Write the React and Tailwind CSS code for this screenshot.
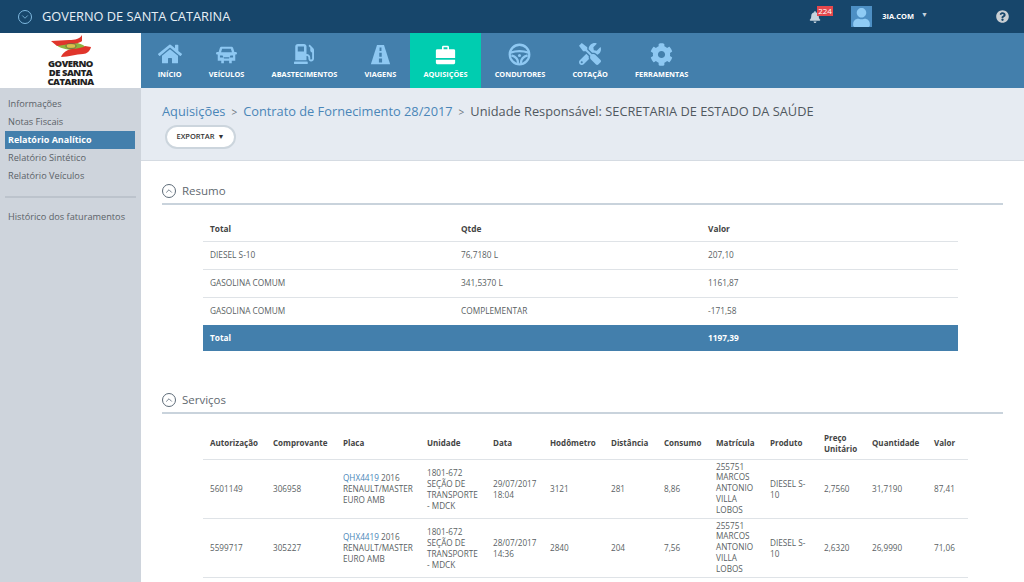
import { FaHome, FaGasPump, FaCog, FaTools, FaBell, FaQuestionCircle, FaUser } from "react-icons/fa";
import { ChevronDown, ChevronUp } from "lucide-react";

const CarIcon = ({ className }) => (
  <svg viewBox="0 0 24 24" className={className} fill="currentColor">
    <path fillRule="evenodd" d="M6.5 3h11c1 0 1.8.6 2.1 1.5L21 9h1.5c.8 0 1.5.7 1.5 1.5S23.300 12 22.500 12H22v7h-4v3h-3v-3H9v3H6v-3H2v-7h-.5C.7 12 0 11.300 0 10.500S.7 9 1.500 9H3l1.400-4.500C4.700 3.600 5.500 3 6.500 3zM7 5.500 5.800 9.500h12.400L17 5.500zM4.500 13v2.500h4L7.500 13zM19.500 13h-3l-1 2.500h4zM9 16.500h6V15H9z" />
  </svg>
);

const RoadIcon = ({ className }) => (
  <svg viewBox="0 0 24 24" className={className} fill="currentColor">
    <path d="M8 1h8l7 22H1z" />
    <path d="M10.900 4h2.200v4h-2.200zM10.600 10h2.800v4.500h-2.800zM10.200 16.500h3.600V21h-3.600z" fill="#437fac" />
  </svg>
);

const BagIcon = ({ className }) => (
  <svg viewBox="0 0 24 24" className={className} fill="currentColor">
    <path fillRule="evenodd" d="M8 6V3.500C8 2.700 8.700 2 9.500 2h5c.8 0 1.500.7 1.500 1.500V6h5.500c.8 0 1.500.7 1.500 1.500V16H1V7.500C1 6.700 1.700 6 2.500 6zM9.800 6h4.400V3.800H9.800z" />
    <path d="M1 18h22v3.500c0 .8-.7 1.500-1.500 1.500h-19C1.700 23 1 22.300 1 21.500z" />
  </svg>
);

const WheelIcon = ({ className }) => (
  <svg viewBox="0 0 24 24" className={className} fill="none" stroke="currentColor">
    <circle cx="12" cy="12" r="10.200" strokeWidth="2.400" />
    <path d="M2.500 10c6-2 13-2 19 0M10.500 21c0-4-1.500-6.500-7-8M13.500 21c0-4 1.500-6.500 7-8" strokeWidth="2.400" />
    <circle cx="12" cy="13" r="1.600" fill="currentColor" strokeWidth="0" />
  </svg>
);

const navItems = [
  { label: "Início", icon: FaHome, size: "w-[24px] h-[24px]" },
  { label: "Veículos", icon: CarIcon, size: "w-[21px] h-[21px]" },
  { label: "Abastecimentos", icon: FaGasPump, size: "w-[20px] h-[20px]" },
  { label: "Viagens", icon: RoadIcon, size: "w-[21px] h-[21px]" },
  { label: "Aquisições", icon: BagIcon, size: "w-[21px] h-[21px]", active: true },
  { label: "Condutores", icon: WheelIcon, size: "w-[23px] h-[23px]" },
  { label: "Cotação", icon: FaTools, size: "w-[22px] h-[22px]" },
  { label: "Ferramentas", icon: FaCog, size: "w-[23px] h-[23px]" },
];

const sideLinks = ["Informações", "Notas Fiscais", "Relatório Analítico", "Relatório Sintético", "Relatório Veículos"];

const resumoRows = [
  ["DIESEL S-10", "76,7180 L", "207,10", "h-[28px] border-b border-[#dfe3e7]"],
  ["GASOLINA COMUM", "341,5370 L", "1161,87", "h-[28px] border-b border-[#dfe3e7]"],
  ["GASOLINA COMUM", "COMPLEMENTAR", "-171,58", "h-[28px]"],
];

const servicoCols = [
  ["Autorização", "w-[63px]"],
  ["Comprovante", "w-[70px]"],
  ["Placa", "w-[84px]"],
  ["Unidade", "w-[66px]"],
  ["Data", "w-[57px]"],
  ["Hodômetro", "w-[61px]"],
  ["Distância", "w-[53px]"],
  ["Consumo", "w-[52px]"],
  ["Matrícula", "w-[54px]"],
  ["Produto", "w-[54px]"],
  ["Preço Unitário", "w-[48px]"],
  ["Quantidade", "w-[62px]"],
  ["Valor", "w-[41px]"],
];

const servicos = [
  { aut: "5601149", comp: "306958", data: ["29/07/2017", "18:04"], hod: "3121", dist: "281", cons: "8,86", preco: "2,7560", qtd: "31,7190", valor: "87,41" },
  { aut: "5599717", comp: "305227", data: ["28/07/2017", "14:36"], hod: "2840", dist: "204", cons: "7,56", preco: "2,6320", qtd: "26,9990", valor: "71,06" },
];

const SectionTitle = ({ title }) => (
  <div className="flex items-center gap-[6px] h-[27px] border-b-2 border-[#c9d3dc] ml-[21px] mr-[21px]">
    <span className="w-[14px] h-[14px] rounded-full border border-[#5d6b78] flex items-center justify-center">
      <ChevronUp className="w-[10px] h-[10px] text-[#5d6b78]" />
    </span>
    <span className="text-[11.5px] text-[#5f6970]">{title}</span>
  </div>
);

export default function App() {
  return (
    <div className="w-[1024px] h-[582px] overflow-hidden flex flex-col bg-white font-['Open_Sans',sans-serif] text-[#555]">
      {/* Header */}
      <header className="h-[33px] shrink-0 bg-[#17466b] flex items-center text-white">
        <span className="ml-[18px] w-[14px] h-[14px] rounded-full border border-[#7fb9e0] flex items-center justify-center">
          <ChevronDown className="w-[10px] h-[10px] text-[#7fb9e0]" />
        </span>
        <span className="ml-[10px] text-[12.8px] text-[#e8f0f6]">GOVERNO DE SANTA CATARINA</span>
        <div className="ml-auto flex items-center h-full">
          <div className="relative">
            <FaBell className="w-[12px] h-[12px] text-[#c5d3de]" />
            <span className="absolute -top-[5px] left-[8px] bg-[#e5484d] text-white text-[8px] leading-[10px] px-[1px]">224</span>
          </div>
          <span className="ml-[30px] w-[21px] h-[21px] bg-[#4d8fc4] flex items-end justify-center overflow-hidden">
            <FaUser className="w-[19px] h-[19px] text-[#8fcbf5]" />
          </span>
          <span className="ml-[10px] text-[7.5px] font-bold text-white">3IA.COM</span>
          <span className="ml-[7px] mb-[2px] text-[7px] text-[#c5d3de]">▼</span>
          <FaQuestionCircle className="ml-[68px] mr-[15px] w-[13px] h-[13px] text-[#c9cfd4]" />
        </div>
      </header>

      <div className="flex-1 flex min-h-0">
        {/* Sidebar */}
        <aside className="w-[141px] shrink-0 bg-[#ced4dc] flex flex-col">
          <div className="h-[55px] bg-white flex flex-col items-center">
            <svg viewBox="0 0 44 24" className="w-[44px] h-[24px] mt-[1px]">
              <ellipse cx="22" cy="12" rx="14" ry="4" fill="#8cb53f" transform="rotate(6 22 12)" />
              <path d="M33 1C31 5 26 6 20 6L2 7l6 5 13-2c5 0 10-1 12-3z" fill="#e0352b" />
              <path d="M42 13l-6-1c-4 3-12 2-17 4-4 2-6 4-7 7 8 0 15-3 22-3 4 0 7-3 8-7z" fill="#e0352b" />
              <ellipse cx="22" cy="12" rx="5" ry="2.400" fill="#d9c24a" stroke="#444" strokeWidth="0.600" />
            </svg>
            <div className="mt-[1px] text-[9.5px] leading-[9px] font-extrabold text-[#222] text-center tracking-[-0.5px]">
              GOVERNO
              <br />
              DE SANTA
              <br />
              CATARINA
            </div>
          </div>
          <nav className="pt-[7px] flex flex-col">
            {sideLinks.map((link) => (
              <a
                key={link}
                className={
                  link === "Relatório Analítico"
                    ? "ml-[5px] mr-[6px] h-[18px] pl-[3px] bg-[#437fac] text-white font-bold text-[9px] leading-[18px]"
                    : "ml-[5px] mr-[6px] h-[18px] pl-[3px] text-[#5b6268] text-[9.2px] leading-[18px]"
                }
              >
                {link}
              </a>
            ))}
          </nav>
          <div className="mx-[5px] mt-[11px] border-t-2 border-[#bcc3cc]" />
          <a className="mt-[10px] pl-[8px] text-[9.2px] leading-[18px] text-[#5b6268]">Histórico dos faturamentos</a>
        </aside>

        <div className="flex-1 min-w-0 flex flex-col">
          {/* Top nav */}
          <nav className="h-[55px] shrink-0 bg-[#437fac] flex pl-[3px]">
            {navItems.map(({ label, icon: Icon, size, active }) => (
              <div
                key={label}
                className={
                  active
                    ? "px-[13.6px] flex flex-col items-center bg-[#00cdb0] text-white"
                    : "px-[13.6px] flex flex-col items-center text-white"
                }
              >
                <div className={active ? "h-[24px] mt-[9px] flex items-center text-white" : "h-[24px] mt-[9px] flex items-center text-[#8ec8f2]"}>
                  <Icon className={size} />
                </div>
                <span className="mt-[2px] text-[7.35px] leading-[12px] font-bold uppercase whitespace-nowrap">{label}</span>
              </div>
            ))}
          </nav>

          {/* Breadcrumb */}
          <div className="h-[73px] shrink-0 bg-[#e6ebf2] border-b border-[#d5dbe2] pl-[21px] pt-[13px]">
            <div className="flex items-center h-[22px] text-[12.8px] whitespace-nowrap">
              <a className="text-[#4a86b8]">Aquisições</a>
              <span className="mx-[6px] text-[#6a747c] text-[10px]">&gt;</span>
              <a className="text-[#4a86b8]">Contrato de Fornecimento 28/2017</a>
              <span className="mx-[6px] text-[#6a747c] text-[10px]">&gt;</span>
              <span className="text-[#50585f]">Unidade Responsável: SECRETARIA DE ESTADO DA SAÚDE</span>
            </div>
            <button className="mt-[2px] ml-[3px] w-[71px] h-[24px] rounded-full bg-white border-2 border-[#ccd5dd] text-[7.500px] font-semibold text-[#333] flex items-center justify-center gap-[3px]">
              EXPORTAR <span className="text-[7px]">▼</span>
            </button>
          </div>

          {/* Content */}
          <main className="flex-1 min-h-0 overflow-hidden pt-[17px]">
            <SectionTitle title="Resumo" />
            <table className="mt-[10px] ml-[62px] w-[755px] table-fixed text-[8.3px] text-[#5a5f64]">
              <colgroup>
                <col className="w-[251px]" />
                <col className="w-[247px]" />
                <col />
              </colgroup>
              <thead>
                <tr className="h-[26px] border-b border-[#dfe3e7] font-bold text-[#444]">
                  <th className="pl-[7px] pt-[3px] text-left">Total</th>
                  <th className="pl-[7px] pt-[3px] text-left">Qtde</th>
                  <th className="pl-[7px] pt-[3px] text-left">Valor</th>
                </tr>
              </thead>
              <tbody>
                {resumoRows.map((row) => (
                  <tr key={row[0] + row[1]} className={row[3]}>
                    <td className="pl-[7px]">{row[0]}</td>
                    <td className="pl-[7px]">{row[1]}</td>
                    <td className="pl-[7px]">{row[2]}</td>
                  </tr>
                ))}
                <tr className="h-[26px] bg-[#437fac] text-white font-bold">
                  <td className="pl-[7px]">Total</td>
                  <td />
                  <td className="pl-[7px]">1197,39</td>
                </tr>
              </tbody>
            </table>

            <div className="mt-[36px]">
              <SectionTitle title="Serviços" />
            </div>
            <table className="mt-[13px] ml-[62px] w-[765px] table-fixed text-[8.2px] leading-[11px] text-[#5a5f64]">
              <colgroup>
                {servicoCols.map(([name, width]) => (
                  <col key={name} className={width} />
                ))}
              </colgroup>
              <thead>
                <tr className="h-[32px] border-b border-[#dfe3e7] text-[#444]">
                  {servicoCols.map(([name]) => (
                    <th key={name} className="pl-[7px] text-left font-bold text-[8px] whitespace-normal">{name}</th>
                  ))}
                </tr>
              </thead>
              <tbody>
                {servicos.map((s) => (
                  <tr key={s.aut} className="h-[59px] border-b border-[#dfe3e7]">
                    <td className="pl-[7px]">{s.aut}</td>
                    <td className="pl-[7px]">{s.comp}</td>
                    <td className="pl-[7px]">
                      <a className="text-[#4a86b8]">QHX4419</a> 2016<br />RENAULT/MASTER<br />EURO AMB
                    </td>
                    <td className="pl-[7px]">1801-672<br />SEÇÃO DE<br />TRANSPORTE<br />- MDCK</td>
                    <td className="pl-[7px]">{s.data[0]}<br />{s.data[1]}</td>
                    <td className="pl-[7px]">{s.hod}</td>
                    <td className="pl-[7px]">{s.dist}</td>
                    <td className="pl-[7px]">{s.cons}</td>
                    <td className="pl-[7px] leading-[10.700px]">255751<br />MARCOS<br />ANTONIO<br />VILLA<br />LOBOS</td>
                    <td className="pl-[7px]">DIESEL S-<br />10</td>
                    <td className="pl-[7px]">{s.preco}</td>
                    <td className="pl-[7px]">{s.qtd}</td>
                    <td className="pl-[7px]">{s.valor}</td>
                  </tr>
                ))}
              </tbody>
            </table>
          </main>
        </div>
      </div>
    </div>
  );
}
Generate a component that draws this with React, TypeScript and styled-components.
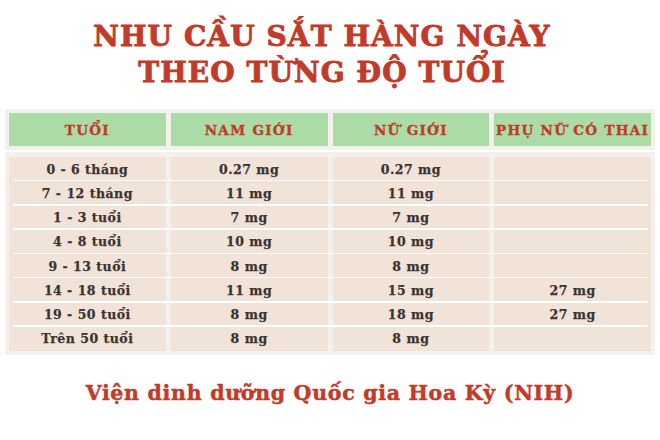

■ Objective: Filter the entries down to the lines with the word "this" in them.

■ Written solution:
Write the React and Tailwind CSS code for this screenshot.
Generate a component that draws this with React, TypeScript and styled-components.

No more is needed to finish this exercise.